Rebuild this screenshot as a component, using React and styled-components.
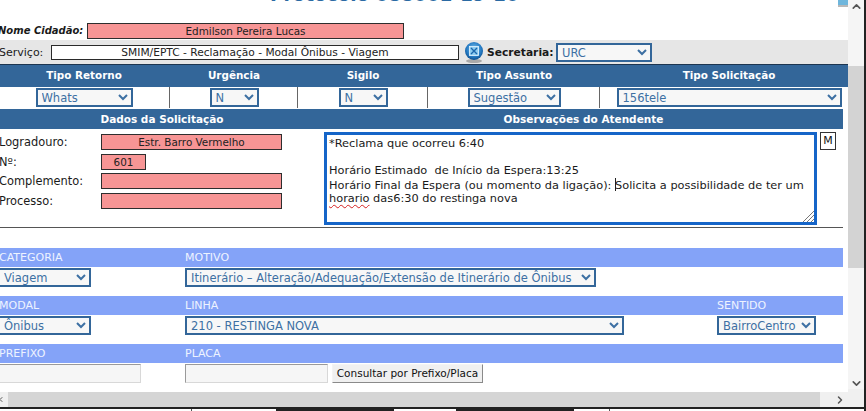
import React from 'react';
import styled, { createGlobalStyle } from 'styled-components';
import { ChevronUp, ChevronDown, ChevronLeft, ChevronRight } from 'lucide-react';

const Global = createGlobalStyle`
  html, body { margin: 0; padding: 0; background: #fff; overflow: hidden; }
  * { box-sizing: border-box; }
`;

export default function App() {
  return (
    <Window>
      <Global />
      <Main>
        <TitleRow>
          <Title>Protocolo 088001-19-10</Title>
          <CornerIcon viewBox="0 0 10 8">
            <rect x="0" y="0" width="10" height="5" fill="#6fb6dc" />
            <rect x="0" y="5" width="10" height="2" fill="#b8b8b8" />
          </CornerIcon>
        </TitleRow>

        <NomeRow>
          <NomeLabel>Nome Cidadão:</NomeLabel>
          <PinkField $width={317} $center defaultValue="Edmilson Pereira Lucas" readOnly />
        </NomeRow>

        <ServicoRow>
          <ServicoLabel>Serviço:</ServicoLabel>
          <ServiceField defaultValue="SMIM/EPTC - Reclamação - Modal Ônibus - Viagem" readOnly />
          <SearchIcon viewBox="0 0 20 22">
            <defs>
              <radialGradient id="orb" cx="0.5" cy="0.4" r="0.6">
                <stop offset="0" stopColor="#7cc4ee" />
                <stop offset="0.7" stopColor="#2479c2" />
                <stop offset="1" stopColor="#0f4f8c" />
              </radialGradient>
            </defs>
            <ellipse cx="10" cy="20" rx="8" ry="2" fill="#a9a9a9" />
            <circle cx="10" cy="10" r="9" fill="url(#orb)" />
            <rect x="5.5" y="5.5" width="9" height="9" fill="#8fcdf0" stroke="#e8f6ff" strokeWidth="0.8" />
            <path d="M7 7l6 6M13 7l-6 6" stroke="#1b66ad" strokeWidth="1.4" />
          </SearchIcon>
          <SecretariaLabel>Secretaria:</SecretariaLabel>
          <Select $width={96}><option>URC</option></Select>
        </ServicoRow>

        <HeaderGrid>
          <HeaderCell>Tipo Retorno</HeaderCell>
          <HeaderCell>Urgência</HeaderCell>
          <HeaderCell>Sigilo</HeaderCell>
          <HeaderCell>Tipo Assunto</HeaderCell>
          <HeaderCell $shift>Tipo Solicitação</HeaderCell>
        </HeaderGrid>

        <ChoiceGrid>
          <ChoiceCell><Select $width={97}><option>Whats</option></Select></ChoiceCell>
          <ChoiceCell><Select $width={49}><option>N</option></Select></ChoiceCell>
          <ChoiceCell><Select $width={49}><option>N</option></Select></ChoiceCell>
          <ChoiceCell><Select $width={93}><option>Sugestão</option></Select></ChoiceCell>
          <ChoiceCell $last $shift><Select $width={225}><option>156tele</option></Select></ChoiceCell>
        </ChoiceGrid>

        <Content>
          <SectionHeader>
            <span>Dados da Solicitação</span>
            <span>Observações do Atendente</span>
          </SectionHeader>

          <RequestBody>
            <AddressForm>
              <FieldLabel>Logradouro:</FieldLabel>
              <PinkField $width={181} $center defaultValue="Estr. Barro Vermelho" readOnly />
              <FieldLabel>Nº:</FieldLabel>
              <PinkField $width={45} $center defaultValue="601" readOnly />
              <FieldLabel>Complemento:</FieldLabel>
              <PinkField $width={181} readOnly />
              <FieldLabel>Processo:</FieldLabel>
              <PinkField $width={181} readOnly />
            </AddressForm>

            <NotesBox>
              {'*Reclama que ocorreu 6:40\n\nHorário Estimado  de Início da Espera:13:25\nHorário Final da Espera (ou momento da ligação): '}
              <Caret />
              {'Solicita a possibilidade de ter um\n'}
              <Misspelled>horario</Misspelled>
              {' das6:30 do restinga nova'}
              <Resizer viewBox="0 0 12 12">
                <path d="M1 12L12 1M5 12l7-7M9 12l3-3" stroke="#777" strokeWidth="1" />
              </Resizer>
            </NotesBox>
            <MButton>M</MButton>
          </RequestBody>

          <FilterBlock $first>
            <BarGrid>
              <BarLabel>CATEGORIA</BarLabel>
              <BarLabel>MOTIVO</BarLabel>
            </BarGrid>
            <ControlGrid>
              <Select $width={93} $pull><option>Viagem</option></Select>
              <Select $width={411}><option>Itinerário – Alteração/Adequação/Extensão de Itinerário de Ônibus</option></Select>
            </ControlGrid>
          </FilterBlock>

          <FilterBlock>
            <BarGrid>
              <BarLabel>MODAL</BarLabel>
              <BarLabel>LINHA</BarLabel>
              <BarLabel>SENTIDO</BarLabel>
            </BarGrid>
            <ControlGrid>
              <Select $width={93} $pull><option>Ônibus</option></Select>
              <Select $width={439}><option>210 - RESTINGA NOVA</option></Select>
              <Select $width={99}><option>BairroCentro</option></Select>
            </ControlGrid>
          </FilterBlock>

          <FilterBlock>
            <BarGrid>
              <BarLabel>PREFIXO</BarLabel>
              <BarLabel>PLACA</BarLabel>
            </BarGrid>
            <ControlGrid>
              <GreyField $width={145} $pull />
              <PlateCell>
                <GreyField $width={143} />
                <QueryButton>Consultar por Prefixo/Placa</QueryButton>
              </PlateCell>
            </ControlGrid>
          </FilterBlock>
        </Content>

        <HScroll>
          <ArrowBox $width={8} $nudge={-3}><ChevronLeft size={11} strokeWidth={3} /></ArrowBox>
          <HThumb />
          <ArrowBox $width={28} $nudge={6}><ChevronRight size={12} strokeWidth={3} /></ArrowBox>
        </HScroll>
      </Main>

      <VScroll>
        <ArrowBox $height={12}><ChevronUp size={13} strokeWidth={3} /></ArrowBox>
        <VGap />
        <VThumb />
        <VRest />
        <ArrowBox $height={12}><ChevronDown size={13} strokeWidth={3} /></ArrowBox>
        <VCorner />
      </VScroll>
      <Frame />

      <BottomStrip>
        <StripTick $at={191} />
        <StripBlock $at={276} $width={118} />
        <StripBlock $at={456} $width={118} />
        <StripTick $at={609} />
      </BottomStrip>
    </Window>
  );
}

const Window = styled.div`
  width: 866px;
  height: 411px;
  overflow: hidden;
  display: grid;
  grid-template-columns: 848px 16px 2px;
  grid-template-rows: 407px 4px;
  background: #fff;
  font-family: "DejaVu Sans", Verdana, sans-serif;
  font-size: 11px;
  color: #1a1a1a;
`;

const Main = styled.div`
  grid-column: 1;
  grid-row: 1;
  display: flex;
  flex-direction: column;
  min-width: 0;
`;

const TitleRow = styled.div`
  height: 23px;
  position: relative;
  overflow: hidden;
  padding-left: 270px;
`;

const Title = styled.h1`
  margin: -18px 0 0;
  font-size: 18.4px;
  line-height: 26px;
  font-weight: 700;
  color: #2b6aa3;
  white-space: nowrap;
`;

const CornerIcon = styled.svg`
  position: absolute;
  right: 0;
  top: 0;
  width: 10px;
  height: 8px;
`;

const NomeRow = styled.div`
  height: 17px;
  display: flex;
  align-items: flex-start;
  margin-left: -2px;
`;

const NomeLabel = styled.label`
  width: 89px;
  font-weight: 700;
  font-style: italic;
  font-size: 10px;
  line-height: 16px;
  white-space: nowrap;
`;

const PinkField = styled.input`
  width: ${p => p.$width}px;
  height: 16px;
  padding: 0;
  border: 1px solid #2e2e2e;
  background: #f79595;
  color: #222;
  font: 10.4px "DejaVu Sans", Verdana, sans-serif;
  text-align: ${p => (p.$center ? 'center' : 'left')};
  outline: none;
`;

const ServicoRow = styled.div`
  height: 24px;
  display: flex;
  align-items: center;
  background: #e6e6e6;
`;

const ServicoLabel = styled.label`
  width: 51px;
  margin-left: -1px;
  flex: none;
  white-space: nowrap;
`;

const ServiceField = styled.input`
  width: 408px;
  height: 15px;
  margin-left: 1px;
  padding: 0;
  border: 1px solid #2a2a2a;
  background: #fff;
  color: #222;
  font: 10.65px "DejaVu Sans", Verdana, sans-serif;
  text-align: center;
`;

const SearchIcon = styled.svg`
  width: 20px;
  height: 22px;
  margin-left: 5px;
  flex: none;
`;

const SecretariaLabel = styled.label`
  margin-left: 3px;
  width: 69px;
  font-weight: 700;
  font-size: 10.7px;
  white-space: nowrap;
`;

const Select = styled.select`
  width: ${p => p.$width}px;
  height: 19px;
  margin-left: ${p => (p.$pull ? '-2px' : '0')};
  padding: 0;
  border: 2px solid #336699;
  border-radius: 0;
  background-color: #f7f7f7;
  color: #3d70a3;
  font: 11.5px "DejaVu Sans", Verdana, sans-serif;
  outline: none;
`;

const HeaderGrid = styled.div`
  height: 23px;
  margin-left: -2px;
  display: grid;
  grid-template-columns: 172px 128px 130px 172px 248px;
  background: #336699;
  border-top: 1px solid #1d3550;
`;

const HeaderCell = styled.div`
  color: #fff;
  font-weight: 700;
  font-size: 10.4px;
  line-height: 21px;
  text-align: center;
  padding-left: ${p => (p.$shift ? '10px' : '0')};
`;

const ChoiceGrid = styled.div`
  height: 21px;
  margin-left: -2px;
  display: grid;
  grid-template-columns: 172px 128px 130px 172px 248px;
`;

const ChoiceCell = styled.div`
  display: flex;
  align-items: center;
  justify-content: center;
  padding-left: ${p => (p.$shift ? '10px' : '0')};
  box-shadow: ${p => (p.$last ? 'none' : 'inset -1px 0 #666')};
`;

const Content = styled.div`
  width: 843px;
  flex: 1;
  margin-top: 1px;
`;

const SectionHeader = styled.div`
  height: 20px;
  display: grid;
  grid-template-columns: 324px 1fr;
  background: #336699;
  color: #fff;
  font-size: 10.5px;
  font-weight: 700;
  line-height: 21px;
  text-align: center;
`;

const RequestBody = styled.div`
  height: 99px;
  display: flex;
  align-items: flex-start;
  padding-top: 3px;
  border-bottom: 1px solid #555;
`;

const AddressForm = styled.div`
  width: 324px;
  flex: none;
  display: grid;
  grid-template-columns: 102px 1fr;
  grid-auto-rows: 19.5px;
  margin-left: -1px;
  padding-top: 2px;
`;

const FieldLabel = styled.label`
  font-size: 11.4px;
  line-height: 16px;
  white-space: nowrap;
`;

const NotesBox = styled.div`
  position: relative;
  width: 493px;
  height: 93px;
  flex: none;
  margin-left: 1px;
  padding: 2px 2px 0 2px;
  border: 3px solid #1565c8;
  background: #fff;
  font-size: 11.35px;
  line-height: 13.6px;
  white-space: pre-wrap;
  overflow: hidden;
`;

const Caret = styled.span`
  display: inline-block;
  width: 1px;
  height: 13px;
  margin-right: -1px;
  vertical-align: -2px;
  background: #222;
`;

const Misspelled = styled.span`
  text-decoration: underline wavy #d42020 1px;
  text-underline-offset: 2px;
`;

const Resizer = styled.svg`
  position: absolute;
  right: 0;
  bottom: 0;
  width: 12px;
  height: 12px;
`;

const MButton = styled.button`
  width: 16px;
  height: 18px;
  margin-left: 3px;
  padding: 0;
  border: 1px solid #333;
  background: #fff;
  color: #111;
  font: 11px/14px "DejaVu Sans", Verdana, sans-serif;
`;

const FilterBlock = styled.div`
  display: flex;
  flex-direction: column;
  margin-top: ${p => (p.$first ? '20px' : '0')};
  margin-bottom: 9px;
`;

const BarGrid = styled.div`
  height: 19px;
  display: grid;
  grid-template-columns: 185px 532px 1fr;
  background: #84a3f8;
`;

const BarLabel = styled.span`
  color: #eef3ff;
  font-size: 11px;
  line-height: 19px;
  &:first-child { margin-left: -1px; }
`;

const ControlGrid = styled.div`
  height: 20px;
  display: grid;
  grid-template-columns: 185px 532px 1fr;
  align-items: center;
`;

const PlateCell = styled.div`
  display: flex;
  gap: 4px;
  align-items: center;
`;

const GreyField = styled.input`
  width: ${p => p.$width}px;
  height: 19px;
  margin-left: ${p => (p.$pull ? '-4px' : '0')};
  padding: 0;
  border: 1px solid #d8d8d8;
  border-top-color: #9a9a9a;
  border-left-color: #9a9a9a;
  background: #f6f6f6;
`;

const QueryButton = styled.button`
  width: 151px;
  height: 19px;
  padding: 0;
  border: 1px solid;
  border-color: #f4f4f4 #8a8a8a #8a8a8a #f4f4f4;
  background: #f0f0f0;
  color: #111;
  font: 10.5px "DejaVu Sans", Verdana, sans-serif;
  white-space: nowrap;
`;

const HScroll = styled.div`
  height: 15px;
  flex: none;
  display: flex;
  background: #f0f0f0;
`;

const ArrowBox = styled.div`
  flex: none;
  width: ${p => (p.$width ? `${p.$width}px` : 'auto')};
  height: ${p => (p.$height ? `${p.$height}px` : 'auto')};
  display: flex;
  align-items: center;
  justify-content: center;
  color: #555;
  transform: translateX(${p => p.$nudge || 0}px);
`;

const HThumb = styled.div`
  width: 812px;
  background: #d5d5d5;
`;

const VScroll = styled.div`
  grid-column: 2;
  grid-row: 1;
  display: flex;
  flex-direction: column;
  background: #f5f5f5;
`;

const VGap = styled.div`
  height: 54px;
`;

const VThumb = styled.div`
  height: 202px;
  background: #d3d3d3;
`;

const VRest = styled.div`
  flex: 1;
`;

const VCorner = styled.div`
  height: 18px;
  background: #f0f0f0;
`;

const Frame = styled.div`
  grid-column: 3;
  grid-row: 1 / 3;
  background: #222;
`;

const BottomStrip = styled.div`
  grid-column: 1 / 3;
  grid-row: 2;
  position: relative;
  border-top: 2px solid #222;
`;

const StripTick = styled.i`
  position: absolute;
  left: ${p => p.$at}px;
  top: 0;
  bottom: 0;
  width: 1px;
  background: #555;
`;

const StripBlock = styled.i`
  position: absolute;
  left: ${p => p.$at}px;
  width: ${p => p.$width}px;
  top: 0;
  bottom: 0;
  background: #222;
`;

Exercise aim
Write out again exactly the lines from the start of the data above through the line containing "</ServicoRow>", inclusive, excluding any pictures.

Result of this task
Rebuild this screenshot as a component, using React and styled-components.
import React from 'react';
import styled, { createGlobalStyle } from 'styled-components';
import { ChevronUp, ChevronDown, ChevronLeft, ChevronRight } from 'lucide-react';

const Global = createGlobalStyle`
  html, body { margin: 0; padding: 0; background: #fff; overflow: hidden; }
  * { box-sizing: border-box; }
`;

export default function App() {
  return (
    <Window>
      <Global />
      <Main>
        <TitleRow>
          <Title>Protocolo 088001-19-10</Title>
          <CornerIcon viewBox="0 0 10 8">
            <rect x="0" y="0" width="10" height="5" fill="#6fb6dc" />
            <rect x="0" y="5" width="10" height="2" fill="#b8b8b8" />
          </CornerIcon>
        </TitleRow>

        <NomeRow>
          <NomeLabel>Nome Cidadão:</NomeLabel>
          <PinkField $width={317} $center defaultValue="Edmilson Pereira Lucas" readOnly />
        </NomeRow>

        <ServicoRow>
          <ServicoLabel>Serviço:</ServicoLabel>
          <ServiceField defaultValue="SMIM/EPTC - Reclamação - Modal Ônibus - Viagem" readOnly />
          <SearchIcon viewBox="0 0 20 22">
            <defs>
              <radialGradient id="orb" cx="0.5" cy="0.4" r="0.6">
                <stop offset="0" stopColor="#7cc4ee" />
                <stop offset="0.7" stopColor="#2479c2" />
                <stop offset="1" stopColor="#0f4f8c" />
              </radialGradient>
            </defs>
            <ellipse cx="10" cy="20" rx="8" ry="2" fill="#a9a9a9" />
            <circle cx="10" cy="10" r="9" fill="url(#orb)" />
            <rect x="5.5" y="5.5" width="9" height="9" fill="#8fcdf0" stroke="#e8f6ff" strokeWidth="0.8" />
            <path d="M7 7l6 6M13 7l-6 6" stroke="#1b66ad" strokeWidth="1.4" />
          </SearchIcon>
          <SecretariaLabel>Secretaria:</SecretariaLabel>
          <Select $width={96}><option>URC</option></Select>
        </ServicoRow>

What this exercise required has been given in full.